A la mitad del camino me siento perdida. Mis luces y sombras se entrelazan y dan origen a un gris donde el presente no existe, estoy en pausa, un letargo profundo me abraza. No es una depresión, no quiero confundirte. Es una transformación. Se vale volver a significar la vida.
Más que nunca valoro el silencio. También lo imperceptible, como ese grano de sal que descubrí en mis labios después de un ventarrón o esa luciérnaga fugaz que revolotea en el jardín.
Mi cuerpo cambió. Lo hace a diario. Soy otra todos los días, a veces no me reconozco. La metamorfosis es un padecimiento de la edad madura. O un remedio, aún no lo sé con certeza.
Mi mente goza de una lucidez que sorprende. Pero a veces me traiciona con pequeños olvidos. ¿Dónde dejé las llaves? ¿Dónde guardé aquel beso? ¿Quién eres?
Mis dones se asoman con sigilo. Me gusta descubrirlos.

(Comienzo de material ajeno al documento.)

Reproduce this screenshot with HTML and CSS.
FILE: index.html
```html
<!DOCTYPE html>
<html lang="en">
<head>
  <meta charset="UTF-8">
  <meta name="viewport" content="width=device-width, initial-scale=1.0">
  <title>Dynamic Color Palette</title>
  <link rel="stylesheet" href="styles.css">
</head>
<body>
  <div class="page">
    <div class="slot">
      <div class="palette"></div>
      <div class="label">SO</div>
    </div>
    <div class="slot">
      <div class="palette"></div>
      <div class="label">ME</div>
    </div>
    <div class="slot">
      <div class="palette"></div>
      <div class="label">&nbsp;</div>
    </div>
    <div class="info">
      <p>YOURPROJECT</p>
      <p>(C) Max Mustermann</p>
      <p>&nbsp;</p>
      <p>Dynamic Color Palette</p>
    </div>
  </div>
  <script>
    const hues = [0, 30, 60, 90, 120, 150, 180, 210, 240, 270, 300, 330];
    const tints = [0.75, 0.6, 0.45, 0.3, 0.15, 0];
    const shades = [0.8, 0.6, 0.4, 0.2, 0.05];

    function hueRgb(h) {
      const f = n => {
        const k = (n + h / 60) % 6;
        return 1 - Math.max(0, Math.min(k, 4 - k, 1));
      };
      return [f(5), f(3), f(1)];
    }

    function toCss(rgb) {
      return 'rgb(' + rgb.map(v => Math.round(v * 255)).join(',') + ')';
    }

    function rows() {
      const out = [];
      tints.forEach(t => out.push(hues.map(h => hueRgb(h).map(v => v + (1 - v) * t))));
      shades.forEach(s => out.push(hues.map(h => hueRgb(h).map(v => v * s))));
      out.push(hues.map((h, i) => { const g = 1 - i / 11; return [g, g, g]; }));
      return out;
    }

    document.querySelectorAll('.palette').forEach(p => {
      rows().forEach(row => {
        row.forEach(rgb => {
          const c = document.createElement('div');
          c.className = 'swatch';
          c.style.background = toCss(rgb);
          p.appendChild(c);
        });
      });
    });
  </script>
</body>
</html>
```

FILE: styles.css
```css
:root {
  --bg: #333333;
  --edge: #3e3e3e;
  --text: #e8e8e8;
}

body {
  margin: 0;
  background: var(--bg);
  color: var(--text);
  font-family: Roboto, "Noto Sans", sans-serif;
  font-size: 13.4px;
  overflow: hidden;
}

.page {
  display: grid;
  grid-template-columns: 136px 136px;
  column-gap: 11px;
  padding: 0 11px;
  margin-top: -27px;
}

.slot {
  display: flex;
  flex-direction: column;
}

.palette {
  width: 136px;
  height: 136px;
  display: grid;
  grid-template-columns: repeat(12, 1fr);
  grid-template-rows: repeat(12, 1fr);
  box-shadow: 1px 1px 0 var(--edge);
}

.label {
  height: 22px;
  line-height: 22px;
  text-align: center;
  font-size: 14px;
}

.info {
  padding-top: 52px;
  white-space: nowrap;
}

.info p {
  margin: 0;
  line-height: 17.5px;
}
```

Encuentro refugio en las letras. Nunca imaginé su trascendencia en mi vida. Se han vuelto un respiro, una ruta.
Empiezo a ver a mis padres sin juicio. Ahora sé que hicieron por mí todo cuanto pudieron ¿Podré recuperar el cariño perdido?

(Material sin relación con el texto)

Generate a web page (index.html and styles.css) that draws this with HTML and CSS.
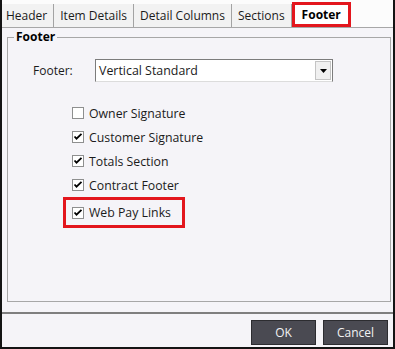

Estoy aprendiendo a soltar a mis hijos a la vida. Allí es donde pertenecen. Mi vientre solo fue un chispazo de creación.
Hace poco volví a ver a mi pareja. Me refiero a que puse de nuevo mis ojos en él. También es otro. Habremos de encontrarnos desde una nueva mirada.
Confío que hay algo divino mucho más grande que yo. Y que habito esta dimensión terrenal por un tiempo breve.
Confío en lo intangible,
en lo invisible.
Creo en la fuerza superior del amor y en la luz que abraza cada una de mis noches oscuras.